Boltzmann Thermometry at Cryogenic Temperatures Exploiting Stark Sublevels in Er$^{3+}$/Yb$^{3+}$-Codoped Yttrium Oxide Nanoparticles

TL;DR

This study demonstrates a cryogenic optical thermometer using Er$^{3+}$/Yb$^{3+}$-doped yttria nanoparticles, exploiting Stark sublevels for high sensitivity and resolution across 25-175 K, confirming theoretical predictions about energy level differences.

Contribution

It introduces a novel cryogenic thermometry method based on Stark sublevels in lanthanide-doped nanoparticles, with high sensitivity and validated theoretical insights.

Findings

Achieves up to 1.25% K$^{-1}$ sensitivity at 100 K

Temperature resolution reaches 0.2 K

Confirms theoretical prediction that performance isn't dependent on average energy level differences

Abstract

The development of reliable luminescent nanothermometers for cryogenic applications is essential for advancing quantum technologies, superconducting systems, and other fields that require precise, high-spatial-resolution temperature monitoring.

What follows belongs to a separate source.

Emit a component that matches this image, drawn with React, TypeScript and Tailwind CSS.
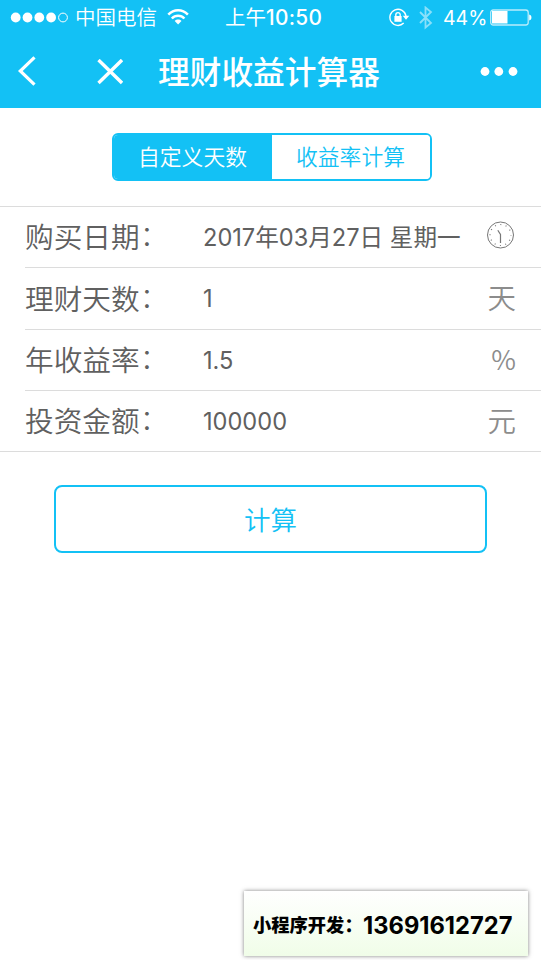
import { useState } from "react";

interface FieldRow {
  id: string;
  label: string;
  value: string;
  unit?: string;
  height: string;
}

const rows: FieldRow[] = [
  { id: "date", label: "购买日期", value: "2017年03月27日 星期一", height: "h-[61px]" },
  { id: "days", label: "理财天数", value: "1", unit: "天", height: "h-[62px]" },
  { id: "rate", label: "年收益率", value: "1.5", unit: "%", height: "h-[61px]" },
  { id: "amount", label: "投资金额", value: "100000", unit: "元", height: "h-[60px]" },
];

export default function App() {
  const [tab, setTab] = useState<"days" | "rate">("days");

  return (
    <div className="relative h-[960px] w-[541px] overflow-hidden bg-white font-['Inter','Noto_Sans_CJK_SC',sans-serif] text-[#606060]">
      <header className="h-[108px] bg-[#13c1f5] text-white">
        <StatusBar />
        <NavBar />
      </header>

      {/* Mode switch */}
      <div className="flex h-[98px] justify-center pt-[25px] pl-[2px]">
        <div className="flex h-12 w-80 overflow-hidden rounded-md border-2 border-[#13c1f5]">
          <TabButton label="自定义天数" active={tab === "days"} onClick={() => setTab("days")} />
          <TabButton label="收益率计算" active={tab === "rate"} onClick={() => setTab("rate")} />
        </div>
      </div>

      {/* Form */}
      <div className="border-y border-[#dcdcdc]">
        {rows.map((row, i) => (
          <div key={row.id} className="pl-[25px]">
            <div
              className={`flex items-center pr-[25px] ${row.height} ${
                i < rows.length - 1 ? "border-b border-[#dcdcdc]" : ""
              }`}
            >
              <span className="flex w-[178px] shrink-0 pt-[3px] text-[28.7px] leading-none font-[350] whitespace-nowrap">
                {row.label}
                <span className="-mt-[2px] font-light">：</span>
              </span>
              <span className="flex-1 pt-px text-[23.6px] leading-none font-[375] whitespace-pre">{row.value}</span>
              {row.unit ? (
                <span
                  className={`leading-none font-[350] text-[#8c8c8c] ${
                    row.unit === "%" ? "pb-[3px] font-['Noto_Sans_CJK_SC'] text-[27px]" : "pt-[2px] text-[28.5px]"
                  }`}
                >
                  {row.unit}
                </span>
              ) : (
                <ClockIcon />
              )}
            </div>
          </div>
        ))}
      </div>

      <button className="mx-auto mt-[33px] flex h-[68px] w-[433px] items-center justify-center rounded-lg border-2 border-[#13c1f5] pt-[2px] text-[26.5px] leading-none font-[350] text-[#13c1f5]">
        计算
      </button>

      {/* Contact banner */}
      <div className="absolute top-[891px] left-[244px] flex h-[65px] w-[284px] items-center bg-linear-to-b from-white to-[#f0fde8] pt-1 pl-[9px] whitespace-nowrap text-black shadow-[0_0_4px_rgba(0,0,0,0.5)]">
        <span className="w-[110px] text-[18.3px] leading-none font-black">小程序开发：</span>
        <span className="text-[23.7px] leading-none font-bold">13691612727</span>
      </div>
    </div>
  );
}

function StatusBar() {
  return (
    <div className="flex h-9 items-center text-[20px] leading-none">
      <svg className="ml-[10px] h-3 w-[60px]" viewBox="0 0 60 12" fill="white">
        <circle cx="5.7" cy="5.5" r="4.9" />
        <circle cx="17.5" cy="5.5" r="4.9" />
        <circle cx="29.3" cy="5.5" r="4.9" />
        <circle cx="41.1" cy="5.5" r="4.9" />
        <circle cx="53" cy="5.5" r="4.4" fill="none" stroke="white" />
      </svg>
      <span className="ml-[5px] w-[92px] pt-px text-[20.5px] font-[350]">中国电信</span>
      <svg className="h-[18px] w-[22px]" viewBox="0 0 22 18" fill="none" stroke="white" strokeWidth="2.5">
        <path d="M1.3 5.7C6.8-.2 15.4-.2 20.9 5.7" />
        <path d="M4.8 9.5c3.5-3.8 9.1-3.8 12.6 0" />
        <path d="M11.1 15.5 7.7 12c1.9-1.9 4.9-1.9 6.8 0Z" fill="white" stroke="none" />
      </svg>
      <span className="ml-[36px] flex w-[164px] items-center whitespace-nowrap">
        <span className="pt-px text-[20.5px] font-normal">上午</span>
        <span className="text-[20.8px] font-medium tracking-[0.3px]">10:50</span>
      </span>
      <svg className="h-5 w-[22px]" viewBox="0 0 22 20" fill="none" stroke="white" strokeWidth="1.4">
        <path d="M14.7 15.1A8.1 8.1 0 1 1 17 8" />
        <path d="M13.7 7.7h6.6l-3.300 4Z" fill="white" stroke="none" />
        <path d="M5.4 8h7.200v5.800H5.400Z" fill="white" stroke="none" />
        <path d="M6.800 8.300V6.800a2.200 2.200 0 0 1 4.400 0v1.500" />
      </svg>
      <svg
        className="ml-[7px] h-6 w-4"
        viewBox="0 0 16 24"
        fill="none"
        stroke="white"
        strokeOpacity="0.5"
        strokeWidth="1.8"
      >
        <path d="m2 6 11 11-5.5 4.500v-20L13 6 2 17" />
      </svg>
      <span className="ml-[9px] w-[47px] pt-px text-[19.5px] whitespace-nowrap">44%</span>
      <svg className="h-[18px] w-[43px]" viewBox="0 0 43 18" fill="none">
        <rect x="0.7" y="1" width="37.5" height="15" rx="2.5" stroke="white" strokeOpacity="0.7" strokeWidth="1.3" />
        <rect x="2" y="2" width="15.5" height="12.5" fill="white" />
        <path d="M39.2 5.500c3 .5 3 5.500 0 6Z" fill="white" />
      </svg>
    </div>
  );
}

function NavBar() {
  return (
    <div className="flex h-[72px] items-center">
      <svg className="ml-[17px] h-8 w-5" viewBox="0 0 20 32" fill="none" stroke="white" strokeWidth="3.2">
        <path d="M17.5 1.300 3.300 15l14.200 13.700" />
      </svg>
      <svg className="ml-[60px] h-[26px] w-[26px]" viewBox="0 0 26 26" fill="none" stroke="white" strokeWidth="3.4">
        <path d="m1.500 1 23.500 23M25 1 1.500 24" />
      </svg>
      <h1 className="ml-[35px] w-[321px] pt-[2px] text-[31.7px] leading-none font-medium whitespace-nowrap">
        理财收益计算器
      </h1>
      <svg className="h-[10px] w-[40px]" viewBox="0 0 40 10" fill="white">
        <circle cx="6" cy="4.5" r="4.4" />
        <circle cx="19.8" cy="4.5" r="4.4" />
        <circle cx="34" cy="4.5" r="4.4" />
      </svg>
    </div>
  );
}

function TabButton({ label, active, onClick }: { label: string; active: boolean; onClick: () => void }) {
  return (
    <button
      onClick={onClick}
      className={`flex-1 pt-px text-[21.8px] leading-none font-[350] ${
        active ? "bg-[#13c1f5] text-white" : "bg-white text-[#13c1f5]"
      }`}
    >
      {label}
    </button>
  );
}

function ClockIcon() {
  return (
    <svg className="mr-[1px] mb-[4px] h-7 w-7" viewBox="0 0 28 28" fill="none" stroke="#777">
      <circle cx="13.5" cy="14" r="13" />
      <circle cx="13.5" cy="14" r="10.5" strokeWidth="1.2" strokeDasharray="1 4.498" strokeDashoffset="0.5" />
      <path d="m10.8 9.200 2.700 4.300v8.500" strokeWidth="1.2" />
    </svg>
  );
}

Lanthanide-doped systems are vastly employed to this purpose, and typically perform optimally at or above room temperature when manifold-to-manifold transitions are used. In this work we exploit individual Stark sublevels to demonstrate an optical thermometer based on Er$^{3+}$/Yb$^{3+}$ codoped yttria (Y$_2$O$_3$) nanoparticles that operates effectively across the temperature range from 25 K to 175 K. This is achieved due to the pronounced crystal field environment of the the Y$_2$O$_3$ host matrix, leading to well-separated Stark lines in the luminescence spectrum of the Er$^{3+}$ ions. By applying the Luminescence Intensity Ratio (LIR) method to transitions originating from two Stark components of the $^4$S$_{3/2}$ manifold of the Er$^{3+}$ ions, we achieve thermal sensitivities up to 1.25 % K$^{-1}$ at 100 K and temperature resolutions reaching 0.2 K. Our results further experimentally confirm recently published theoretical predictions, demonstrating that thermometric performance is not directly dependent on the average (barycenter) difference of the involved electronic energy levels when using individual Stark transitions to evaluate the LIR. The proposed procedure gives an energy gap calibration that matches the one determined by sample spectroscopy for non-overlapping lines in the luminescence spectrum. These insights provide a robust foundation for the design of high-performance cryogenic thermometers based on rare-earth-doped materials.